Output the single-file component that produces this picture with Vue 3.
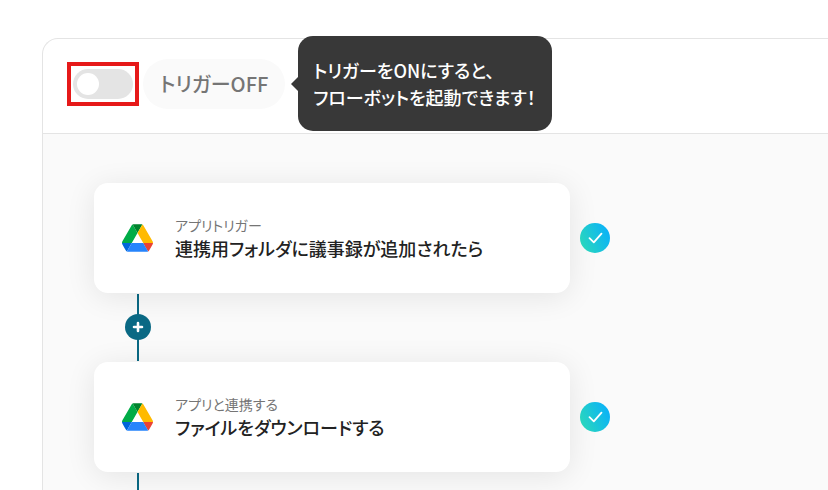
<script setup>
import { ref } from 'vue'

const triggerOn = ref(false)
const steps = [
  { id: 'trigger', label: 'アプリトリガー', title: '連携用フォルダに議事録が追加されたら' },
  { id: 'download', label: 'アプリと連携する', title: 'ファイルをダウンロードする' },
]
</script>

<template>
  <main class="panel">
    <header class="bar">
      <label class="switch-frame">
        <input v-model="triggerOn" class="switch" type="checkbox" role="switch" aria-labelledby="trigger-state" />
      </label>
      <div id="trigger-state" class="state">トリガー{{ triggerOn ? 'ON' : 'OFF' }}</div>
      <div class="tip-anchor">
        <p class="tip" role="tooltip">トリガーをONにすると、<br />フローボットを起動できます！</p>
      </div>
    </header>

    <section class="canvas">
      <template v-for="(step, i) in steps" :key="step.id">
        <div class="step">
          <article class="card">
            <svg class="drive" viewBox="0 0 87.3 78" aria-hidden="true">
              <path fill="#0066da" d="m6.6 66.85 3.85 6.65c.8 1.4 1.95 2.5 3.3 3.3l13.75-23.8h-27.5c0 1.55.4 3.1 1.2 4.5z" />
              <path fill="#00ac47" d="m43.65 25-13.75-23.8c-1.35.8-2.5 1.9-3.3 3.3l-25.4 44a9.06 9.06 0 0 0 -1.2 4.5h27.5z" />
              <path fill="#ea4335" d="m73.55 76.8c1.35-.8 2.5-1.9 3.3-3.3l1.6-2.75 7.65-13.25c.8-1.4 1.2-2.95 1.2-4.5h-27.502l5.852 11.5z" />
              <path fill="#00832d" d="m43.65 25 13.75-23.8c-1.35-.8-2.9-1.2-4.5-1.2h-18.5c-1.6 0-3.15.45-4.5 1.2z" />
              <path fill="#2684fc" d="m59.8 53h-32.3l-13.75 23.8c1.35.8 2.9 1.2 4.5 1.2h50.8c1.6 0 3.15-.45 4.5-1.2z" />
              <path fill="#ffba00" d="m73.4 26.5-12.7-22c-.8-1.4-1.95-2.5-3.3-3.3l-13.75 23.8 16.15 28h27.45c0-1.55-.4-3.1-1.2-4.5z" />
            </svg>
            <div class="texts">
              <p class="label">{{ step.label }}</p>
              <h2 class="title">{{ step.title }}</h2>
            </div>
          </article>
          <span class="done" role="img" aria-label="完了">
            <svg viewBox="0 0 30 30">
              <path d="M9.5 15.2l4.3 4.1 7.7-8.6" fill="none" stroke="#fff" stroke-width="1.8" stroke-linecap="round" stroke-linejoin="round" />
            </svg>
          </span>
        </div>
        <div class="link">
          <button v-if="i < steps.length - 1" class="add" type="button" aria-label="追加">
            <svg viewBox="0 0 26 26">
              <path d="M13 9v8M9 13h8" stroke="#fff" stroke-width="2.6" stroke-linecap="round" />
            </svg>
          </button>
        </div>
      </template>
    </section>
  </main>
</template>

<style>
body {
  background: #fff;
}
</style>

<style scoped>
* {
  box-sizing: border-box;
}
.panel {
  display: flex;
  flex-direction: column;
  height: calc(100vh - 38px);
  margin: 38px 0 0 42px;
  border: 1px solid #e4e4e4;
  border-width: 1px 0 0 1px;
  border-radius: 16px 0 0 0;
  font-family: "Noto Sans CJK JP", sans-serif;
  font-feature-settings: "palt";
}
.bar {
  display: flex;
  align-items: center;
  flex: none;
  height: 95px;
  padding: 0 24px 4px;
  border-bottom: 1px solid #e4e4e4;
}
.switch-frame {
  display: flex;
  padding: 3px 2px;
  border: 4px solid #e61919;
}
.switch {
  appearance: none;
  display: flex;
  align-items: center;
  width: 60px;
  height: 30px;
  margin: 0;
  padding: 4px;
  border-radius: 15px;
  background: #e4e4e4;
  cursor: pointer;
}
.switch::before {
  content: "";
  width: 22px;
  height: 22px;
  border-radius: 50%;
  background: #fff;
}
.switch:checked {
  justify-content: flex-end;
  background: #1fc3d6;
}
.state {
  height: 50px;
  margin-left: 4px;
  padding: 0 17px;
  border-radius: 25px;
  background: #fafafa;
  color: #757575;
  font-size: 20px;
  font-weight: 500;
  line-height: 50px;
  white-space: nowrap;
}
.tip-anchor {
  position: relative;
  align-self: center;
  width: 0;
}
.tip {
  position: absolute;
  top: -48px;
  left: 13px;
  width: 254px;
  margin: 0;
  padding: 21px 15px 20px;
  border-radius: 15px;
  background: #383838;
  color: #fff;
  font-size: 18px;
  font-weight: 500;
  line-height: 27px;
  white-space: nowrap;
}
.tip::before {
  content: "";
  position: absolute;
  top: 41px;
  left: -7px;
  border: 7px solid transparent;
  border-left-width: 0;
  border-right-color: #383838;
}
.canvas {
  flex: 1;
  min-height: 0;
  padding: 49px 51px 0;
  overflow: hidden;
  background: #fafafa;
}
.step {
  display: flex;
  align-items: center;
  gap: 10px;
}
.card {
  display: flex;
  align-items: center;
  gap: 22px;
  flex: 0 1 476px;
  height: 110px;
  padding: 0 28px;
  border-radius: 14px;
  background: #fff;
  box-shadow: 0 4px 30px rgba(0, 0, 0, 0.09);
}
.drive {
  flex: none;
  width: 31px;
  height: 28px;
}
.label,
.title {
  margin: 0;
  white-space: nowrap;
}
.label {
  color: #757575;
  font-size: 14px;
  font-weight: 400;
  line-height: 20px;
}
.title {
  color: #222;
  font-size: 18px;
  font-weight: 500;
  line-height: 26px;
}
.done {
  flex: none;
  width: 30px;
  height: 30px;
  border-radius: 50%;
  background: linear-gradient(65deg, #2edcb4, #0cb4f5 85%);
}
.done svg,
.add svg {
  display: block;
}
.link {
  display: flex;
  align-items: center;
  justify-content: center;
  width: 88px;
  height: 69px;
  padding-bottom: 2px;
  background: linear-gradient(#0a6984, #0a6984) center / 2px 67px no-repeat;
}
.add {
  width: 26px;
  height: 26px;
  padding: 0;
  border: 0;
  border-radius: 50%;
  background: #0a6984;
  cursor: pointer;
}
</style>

What you need to do: Quote the data exactly, leaving every image out of the copy.

Written reply:
Output the single-file component that produces this picture with Vue 3.
<script setup>
import { ref } from 'vue'

const triggerOn = ref(false)
const steps = [
  { id: 'trigger', label: 'アプリトリガー', title: '連携用フォルダに議事録が追加されたら' },
  { id: 'download', label: 'アプリと連携する', title: 'ファイルをダウンロードする' },
]
</script>

<template>
  <main class="panel">
    <header class="bar">
      <label class="switch-frame">
        <input v-model="triggerOn" class="switch" type="checkbox" role="switch" aria-labelledby="trigger-state" />
      </label>
      <div id="trigger-state" class="state">トリガー{{ triggerOn ? 'ON' : 'OFF' }}</div>
      <div class="tip-anchor">
        <p class="tip" role="tooltip">トリガーをONにすると、<br />フローボットを起動できます！</p>
      </div>
    </header>

    <section class="canvas">
      <template v-for="(step, i) in steps" :key="step.id">
        <div class="step">
          <article class="card">
            <svg class="drive" viewBox="0 0 87.3 78" aria-hidden="true">
              <path fill="#0066da" d="m6.6 66.85 3.85 6.65c.8 1.4 1.95 2.5 3.3 3.3l13.75-23.8h-27.5c0 1.55.4 3.1 1.2 4.5z" />
              <path fill="#00ac47" d="m43.65 25-13.75-23.8c-1.35.8-2.5 1.9-3.3 3.3l-25.4 44a9.06 9.06 0 0 0 -1.2 4.5h27.5z" />
              <path fill="#ea4335" d="m73.55 76.8c1.35-.8 2.5-1.9 3.3-3.3l1.6-2.75 7.65-13.25c.8-1.4 1.2-2.95 1.2-4.5h-27.502l5.852 11.5z" />
              <path fill="#00832d" d="m43.65 25 13.75-23.8c-1.35-.8-2.9-1.2-4.5-1.2h-18.5c-1.6 0-3.15.45-4.5 1.2z" />
              <path fill="#2684fc" d="m59.8 53h-32.3l-13.75 23.8c1.35.8 2.9 1.2 4.5 1.2h50.8c1.6 0 3.15-.45 4.5-1.2z" />
              <path fill="#ffba00" d="m73.4 26.5-12.7-22c-.8-1.4-1.95-2.5-3.3-3.3l-13.75 23.8 16.15 28h27.45c0-1.55-.4-3.1-1.2-4.5z" />
            </svg>
            <div class="texts">
              <p class="label">{{ step.label }}</p>
              <h2 class="title">{{ step.title }}</h2>
            </div>
          </article>
          <span class="done" role="img" aria-label="完了">
            <svg viewBox="0 0 30 30">
              <path d="M9.5 15.2l4.3 4.1 7.7-8.6" fill="none" stroke="#fff" stroke-width="1.8" stroke-linecap="round" stroke-linejoin="round" />
            </svg>
          </span>
        </div>
        <div class="link">
          <button v-if="i < steps.length - 1" class="add" type="button" aria-label="追加">
            <svg viewBox="0 0 26 26">
              <path d="M13 9v8M9 13h8" stroke="#fff" stroke-width="2.6" stroke-linecap="round" />
            </svg>
          </button>
        </div>
      </template>
    </section>
  </main>
</template>

<style>
body {
  background: #fff;
}
</style>

<style scoped>
* {
  box-sizing: border-box;
}
.panel {
  display: flex;
  flex-direction: column;
  height: calc(100vh - 38px);
  margin: 38px 0 0 42px;
  border: 1px solid #e4e4e4;
  border-width: 1px 0 0 1px;
  border-radius: 16px 0 0 0;
  font-family: "Noto Sans CJK JP", sans-serif;
  font-feature-settings: "palt";
}
.bar {
  display: flex;
  align-items: center;
  flex: none;
  height: 95px;
  padding: 0 24px 4px;
  border-bottom: 1px solid #e4e4e4;
}
.switch-frame {
  display: flex;
  padding: 3px 2px;
  border: 4px solid #e61919;
}
.switch {
  appearance: none;
  display: flex;
  align-items: center;
  width: 60px;
  height: 30px;
  margin: 0;
  padding: 4px;
  border-radius: 15px;
  background: #e4e4e4;
  cursor: pointer;
}
.switch::before {
  content: "";
  width: 22px;
  height: 22px;
  border-radius: 50%;
  background: #fff;
}
.switch:checked {
  justify-content: flex-end;
  background: #1fc3d6;
}
.state {
  height: 50px;
  margin-left: 4px;
  padding: 0 17px;
  border-radius: 25px;
  background: #fafafa;
  color: #757575;
  font-size: 20px;
  font-weight: 500;
  line-height: 50px;
  white-space: nowrap;
}
.tip-anchor {
  position: relative;
  align-self: center;
  width: 0;
}
.tip {
  position: absolute;
  top: -48px;
  left: 13px;
  width: 254px;
  margin: 0;
  padding: 21px 15px 20px;
  border-radius: 15px;
  background: #383838;
  color: #fff;
  font-size: 18px;
  font-weight: 500;
  line-height: 27px;
  white-space: nowrap;
}
.tip::before {
  content: "";
  position: absolute;
  top: 41px;
  left: -7px;
  border: 7px solid transparent;
  border-left-width: 0;
  border-right-color: #383838;
}
.canvas {
  flex: 1;
  min-height: 0;
  padding: 49px 51px 0;
  overflow: hidden;
  background: #fafafa;
}
.step {
  display: flex;
  align-items: center;
  gap: 10px;
}
.card {
  display: flex;
  align-items: center;
  gap: 22px;
  flex: 0 1 476px;
  height: 110px;
  padding: 0 28px;
  border-radius: 14px;
  background: #fff;
  box-shadow: 0 4px 30px rgba(0, 0, 0, 0.09);
}
.drive {
  flex: none;
  width: 31px;
  height: 28px;
}
.label,
.title {
  margin: 0;
  white-space: nowrap;
}
.label {
  color: #757575;
  font-size: 14px;
  font-weight: 400;
  line-height: 20px;
}
.title {
  color: #222;
  font-size: 18px;
  font-weight: 500;
  line-height: 26px;
}
.done {
  flex: none;
  width: 30px;
  height: 30px;
  border-radius: 50%;
  background: linear-gradient(65deg, #2edcb4, #0cb4f5 85%);
}
.done svg,
.add svg {
  display: block;
}
.link {
  display: flex;
  align-items: center;
  justify-content: center;
  width: 88px;
  height: 69px;
  padding-bottom: 2px;
  background: linear-gradient(#0a6984, #0a6984) center / 2px 67px no-repeat;
}
.add {
  width: 26px;
  height: 26px;
  padding: 0;
  border: 0;
  border-radius: 50%;
  background: #0a6984;
  cursor: pointer;
}
</style>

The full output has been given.